The Judicial Council asked the Plumas County Board of Supervisors to decide by Aug. 8 if it was willing to sell Dame Shirley to the state. Instead, on Aug. 1 the supervisors tabled a decision and asked the council to present the project to the public in detail at a community meeting to be held in Quincy.
The Judicial Council has the right to acquire property through eminent domain but has never done so, said Blaine Corren, a spokesman for the Judicial Council. It’s a lengthy, time-consuming process, added McCormick.

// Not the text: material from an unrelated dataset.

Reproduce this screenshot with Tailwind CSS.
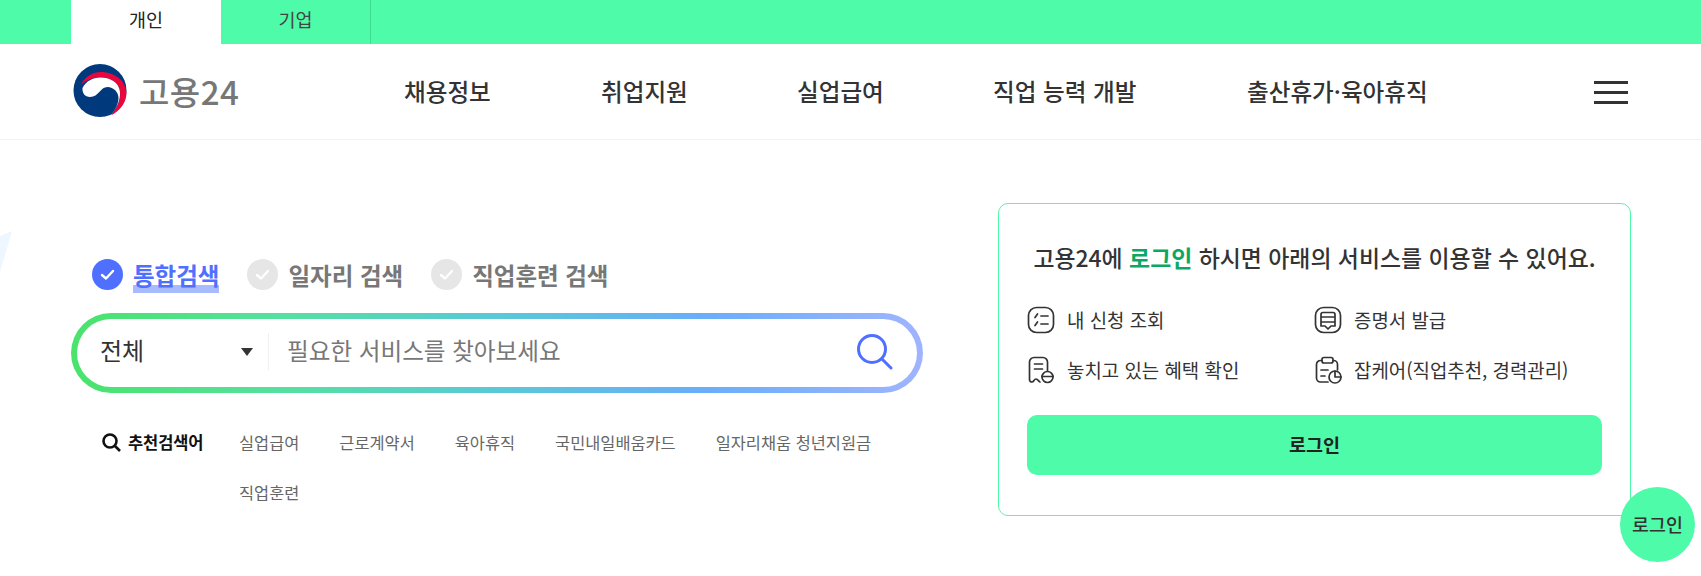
<!DOCTYPE html>
<html lang="ko">
<head>
  <meta charset="UTF-8" />
  <title>고용24</title>
  <script src="https://cdn.jsdelivr.net/npm/@tailwindcss/browser@4"></script>
</head>
<body class="relative h-[576px] overflow-hidden bg-white font-['Noto_Sans_CJK_KR','Noto_Sans',sans-serif] text-[#333]">
  <!-- top tabs -->
  <div class="flex h-[44px] bg-[#4dfba8] pl-[71px]">
    <a class="flex w-[150px] items-center justify-center bg-white pb-[4px] text-[18.5px] text-[#222]">개인</a>
    <a class="flex w-[150px] items-center justify-center border-r border-[#3fdc92] pb-[4px] text-[18.5px] text-[#444]">기업</a>
  </div>

  <!-- header -->
  <header class="flex h-[96px] items-center border-b border-[#f2f2f2] pl-[73px]">
    <div class="flex w-[331px] items-center gap-[12px]">
      <svg width="54" height="54" viewBox="0 0 54 54" class="mt-[-2px]">
        <circle cx="27" cy="26.5" r="26.5" fill="#003a7d" />
        <path d="M8 21C12 12 20 8 28 8 42 8 53 17 53.5 29 53.5 38 47 47 38 51.5 44 44 48 36 47 28 46 18 37 13.5 27 13.5 20 13.5 13 16 8 21z" fill="#e8063c" />
        <path d="M9.5 24C13 17 20 13.5 27 13.5 37 13.5 46 18 47 28 47.5 36 44 44 38 51 42 46 45.5 40 45.5 34 45.5 28 40.5 23 34.5 23 27 23 26 33 17 33 12 33 9 29 9.5 24z" fill="#fff" />
      </svg>
      <span class="text-[33px] font-medium leading-none tracking-[0.5px] text-[#777]">고용24</span>
    </div>
    <nav class="flex items-center text-[23.6px] font-medium text-[#333]">
      <a class="w-[197px]">채용정보</a>
      <a class="w-[196px]">취업지원</a>
      <a class="w-[196px]">실업급여</a>
      <a class="w-[254px]">직업 능력 개발</a>
      <a>출산휴가·육아휴직</a>
    </nav>
    <button class="absolute left-[1594px] top-[81px] flex w-[34px] flex-col gap-[7px]">
      <span class="h-[3px] bg-[#333]"></span>
      <span class="h-[3px] bg-[#333]"></span>
      <span class="h-[3px] bg-[#333]"></span>
    </button>
  </header>

  <!-- faint shape at left edge -->
  <svg class="absolute left-0 top-[228px]" width="14" height="44" viewBox="0 0 14 44"><path d="M12 3L0 8v36z" fill="#eef6ff" /></svg>

  <main class="flex items-start pl-[71px] pt-[63px]">
    <!-- search -->
    <section class="w-[927px] pt-[56px]">
      <div class="flex h-[31px] items-center pl-[21px] text-[23.5px] font-bold text-[#777]">
        <span class="flex h-[31px] w-[31px] items-center justify-center rounded-full bg-[#4f6fff]">
          <svg width="17" height="17" viewBox="0 0 17 17" fill="none" stroke="#fff" stroke-width="2.4" stroke-linecap="round" stroke-linejoin="round"><path d="M3 9l4 3.5L14 5" /></svg>
        </span>
        <span class="ml-[10px] mt-[3px] h-[34px] bg-[linear-gradient(transparent_76%,#a9bbff_76%)] leading-[33px] text-[#4f6fff]">통합검색</span>
        <span class="ml-[28px] flex h-[31px] w-[31px] items-center justify-center rounded-full bg-[#e6e6e6]">
          <svg width="17" height="17" viewBox="0 0 17 17" fill="none" stroke="#fff" stroke-width="2.4" stroke-linecap="round" stroke-linejoin="round"><path d="M3 9l4 3.5L14 5" /></svg>
        </span>
        <span class="ml-[10px] mt-[3px] h-[34px] leading-[33px]">일자리 검색</span>
        <span class="ml-[28px] flex h-[31px] w-[31px] items-center justify-center rounded-full bg-[#e6e6e6]">
          <svg width="17" height="17" viewBox="0 0 17 17" fill="none" stroke="#fff" stroke-width="2.4" stroke-linecap="round" stroke-linejoin="round"><path d="M3 9l4 3.5L14 5" /></svg>
        </span>
        <span class="ml-[10px] mt-[3px] h-[34px] leading-[33px]">직업훈련 검색</span>
      </div>

      <div class="mt-[23px] h-[80px] w-[852px] rounded-full bg-[linear-gradient(90deg,#4ae36c_0%,#55e0a0_25%,#5ac8d8_50%,#68aef8_74%,#a0b4ff_100%)] p-[6px]">
        <div class="flex h-full items-center rounded-full bg-white">
          <div class="mb-[3px] flex h-[37px] w-[192px] items-center border-r border-[#f0f0f0] pl-[23px]">
            <span class="mb-[3px] w-[141px] text-[24px] leading-none text-[#333]">전체</span>
            <svg width="12" height="8" viewBox="0 0 12 8"><path d="M0 0h12L6 8z" fill="#333" /></svg>
          </div>
          <span class="mb-[4px] ml-[18px] text-[23.6px] text-[#777]">필요한 서비스를 찾아보세요</span>
          <svg class="mb-[2px] ml-auto mr-[23px]" width="38" height="36" viewBox="0 0 38 36" fill="none" stroke="#4f6fff" stroke-width="3"><circle cx="16" cy="15" r="13.5" /><path d="M26 25l9 9" stroke-linecap="round" /></svg>
        </div>
      </div>

      <div class="mt-[33px] flex pl-[31px]">
        <div class="flex h-[32px] w-[137px] shrink-0 items-center gap-[7px]">
          <svg width="19" height="19" viewBox="0 0 19 19" fill="none" stroke="#111" stroke-width="2.6"><circle cx="8" cy="8" r="6.5" /><path d="M13 13l5 5" /></svg>
          <span class="text-[16.5px] font-bold tracking-[-0.1px] text-[#111]">추천검색어</span>
        </div>
        <div class="flex w-[660px] flex-wrap gap-x-[40px] gap-y-[18px] text-[16.4px] leading-[32px] text-[#666]">
          <a>실업급여</a>
          <a>근로계약서</a>
          <a>육아휴직</a>
          <a>국민내일배움카드</a>
          <a>일자리채움 청년지원금</a>
          <a>직업훈련</a>
        </div>
      </div>
    </section>

    <!-- login card -->
    <aside class="h-[313px] w-[633px] rounded-[10px] border border-[#4dfba8] px-[28px] pt-[37px]">
      <p class="whitespace-nowrap text-center text-[22.9px] font-medium leading-[32px] text-[#333]">고용24에 <b class="font-bold text-[#0ba864]">로그인</b> 하시면 아래의 서비스를 이용할 수 있어요.</p>
      <ul class="mt-[33px] grid grid-cols-[287px_1fr] gap-y-[22px] text-[18.9px] text-[#333]">
        <li class="flex h-[28px] items-center gap-[12px]">
          <svg width="28" height="28" viewBox="0 0 28 28" fill="none" stroke="#333" stroke-width="1.7" stroke-linecap="round" stroke-linejoin="round"><rect x="1.5" y="1.5" width="25" height="25" rx="8" /><path d="M8 11.5L10.5 8M8 19.5L10.5 16M14 10h7M14 18h7" /></svg>
          내 신청 조회
        </li>
        <li class="flex h-[28px] items-center gap-[12px]">
          <svg width="28" height="28" viewBox="0 0 28 28" fill="none" stroke="#333" stroke-width="1.7" stroke-linecap="round" stroke-linejoin="round"><rect x="1.5" y="1.5" width="25" height="25" rx="8" /><path d="M7 20V8.5a2 2 0 0 1 2-2h10a2 2 0 0 1 2 2V20h-4l-3 3-3-3zM7 11h14M7 16h14" /></svg>
          증명서 발급
        </li>
        <li class="flex h-[28px] items-center gap-[12px]">
          <svg width="28" height="28" viewBox="0 0 28 28" fill="none" stroke="#333" stroke-width="1.7" stroke-linecap="round" stroke-linejoin="round"><path d="M13 26c-1 0-2-3-4-3s-2 3-4 3c-1.5 0-2.5-1-2.5-2.5V6A4.5 4.5 0 0 1 7 1.5h9A4.5 4.5 0 0 1 20.5 6v9M7.5 8h8M7.5 13h8" /><circle cx="20.5" cy="21" r="5.5" /><path d="M15 20.5h11" /></svg>
          놓치고 있는 혜택 확인
        </li>
        <li class="flex h-[28px] items-center gap-[12px]">
          <svg width="28" height="28" viewBox="0 0 28 28" fill="none" stroke="#333" stroke-width="1.7" stroke-linecap="round" stroke-linejoin="round"><path d="M8 4.5H6.5a4 4 0 0 0-4 4v13.5a4 4 0 0 0 4 4H14M19 4.5h.5a4 4 0 0 1 4 4V14" /><rect x="8" y="1.5" width="11" height="5.5" rx="2" /><path d="M7 14h7M7 20h4" /><circle cx="21" cy="21" r="6" /><path d="M21 15v6h6" /></svg>
          잡케어(직업추천, 경력관리)
        </li>
      </ul>
      <button class="mt-[31px] h-[60px] w-full rounded-[10px] bg-[#4dfba8] text-[18.5px] font-bold text-[#222]">로그인</button>
    </aside>
  </main>

  <!-- floating login -->
  <a class="absolute left-[1620px] top-[487px] flex h-[75px] w-[75px] items-center justify-center rounded-full bg-[#4dfba8] text-[18.4px] font-medium text-[#333]">로그인</a>
</body>
</html>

Portola courthouse remains unused
Looming over the controversy of building a new state courthouse in Quincy is the specter of the $6 million Eastern Plumas/Sierra Courthouse in Portola. Completed in 2009, the single-courtroom building operated as a courthouse through 2014, when it was closed in November due to budget reductions and staffing shortages. The Judicial Council leased the Plumas/Sierra courthouse building to the state Department of Transportation from in 2017 until February 2022, but it is currently vacant.
McCormick blamed the Great Recession of 2008, calling the empty 6,500 square-foot building “an unfortunate victim of timing.” The state plans to put it on the market, she said.
The Judicial Council hopes to have selected a site for a new Quincy courthouse by May 2024. The timetable calls for concluding a purchase by February 2026, she said. Under the state’s scenario, construction would be completed and a new courthouse opened somewhere in Quincy by April 2030.
To meet that schedule, the Judicial Council needs to know “fairly soon” if the Board of Supervisors is willing to sell the Dame Shirley Plaza site. Nothing involving the Judicial Council appears on the Board’s Oct. 10 agenda.
Kolb, the retired county worker who serves on the public advisory group, said he was hopeful the structure originally planned for Quincy could be built on Dame Shirley without removing all of the lawn. “It would be a real showpiece for downtown Quincy,” he said.
Now, with the forceful opposition, he is uncertain. “So we shall see,” Kolb said.